Sifat lainnya, lanjutnya, hampir sama dengan bahan plastik konvensional, yaitu mudah dibentuk, mudah diwarnai dan dapat digunakan bukan hanya dalam bentuk kantong plastik, tetapi juga dapat digunakan untuk pembuatan vas bunga, pot, produk hiasan, piring, gelas, dan sebagainya.
"Kami sudah menemukan plastik ramah lingkungan tersebut sejak 10 tahun yang lalu. Namun baru dirilis saat ini karena bertepatan dengan pemberlakuan kantong plastik berbayar di ritel-ritel yang ada di Indonesia," imbuhnya.
Sementara itu, Kepala BATAN Djarot Sulistio Wisnubroto menambahkan kalau nuklir tidak selalu berbahaya. Justru sebaliknya berguna untuk sejahteraan dab bisa membantu mengatasi masalah lingkungan. Termasuk saat ini yang sedang jadi trend menghindari penggunaan kantong plastik. Sehingga nuklir mampu menciptakan plastik ramah lingkungan.
"Sayangnya, plastik tersebut sekarang kami belum dapat digunakan masyarakat luas. Karena kami masih kekurangan dana dan membutuhkan investor untuk memproduksi plastik ini secara massal untuk masyarakat," ujarnya.
Dijelaskan, proses pembuatan plastik ramah lingkungan tersebut dimulai dengan membuat biji plastik berbasis limbah tapioka. Tak hanya itu, bahan baku plastik ramah lingkungan ini juga ditambahkan dengan beberapa bahan polimer lainnya agar mudah terurai secara alami. Selanjutnya bahan tersebut diproses menjadi kopolimer dengan menggunakan teknologi radiasi.
"Penyinaran radiasi gamma memerlukan waktu sekitar 2 hingga 3 jam dengan dosis 10 kilo Gray. Apabila tidak menggunakan radiasi, maka proses pembentukan kopolimer memerlukan suhu sekitar 60 derajat celcius. Artinya, pembentukan kopolimer itu memerlukan energi listrik dalam jumlah besar," tuturnya.
Pada kesempatan yang sama, Ketua Pengurus Harian Yayasan Lembaga Konsumen Indonesia (YLKI) Tulus Abadi mengatakan peraturan mengenai kantong plastik berbayar justru dimanfaatkan pengusaha ritel untuk ajang bisnis. Oleh sebab itu, pihaknya akan segera melakukan evaluasi terhadap kampanye diet plastik ini.

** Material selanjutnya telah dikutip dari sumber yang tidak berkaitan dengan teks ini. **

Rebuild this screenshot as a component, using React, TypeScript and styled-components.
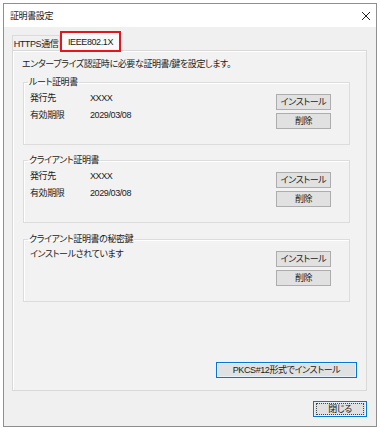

"Kami amati setelah digulirkannya peraturan mengenai kantong berbayar itu, justru dijadikan upaya untuk jualan kantong plastik oleh para riteler. Padahal seharusnya peraturan untuk mengurangi penggunaan plastik. Seharusnya, kasir mengedukasi pelanggan bukan malah menawarkan untuk membeli plastik," imbuhnya.
Selama ini, sambung dia, masyarakat Indonesia termasuk yang rakus terhadap pemakaian plastik. Penerapan kantong plastik berbayar sudah tepat, namun tarif yang diterapkan untuk kantong plastik senilai Rp200 masih dianggap murah.
"Oleh sebab itu, kami berharap penemuan plastik ramah lingkungan dari Batan ini bisa diproduksi massal dan dimanfaatkan masyarakat," tandasnya.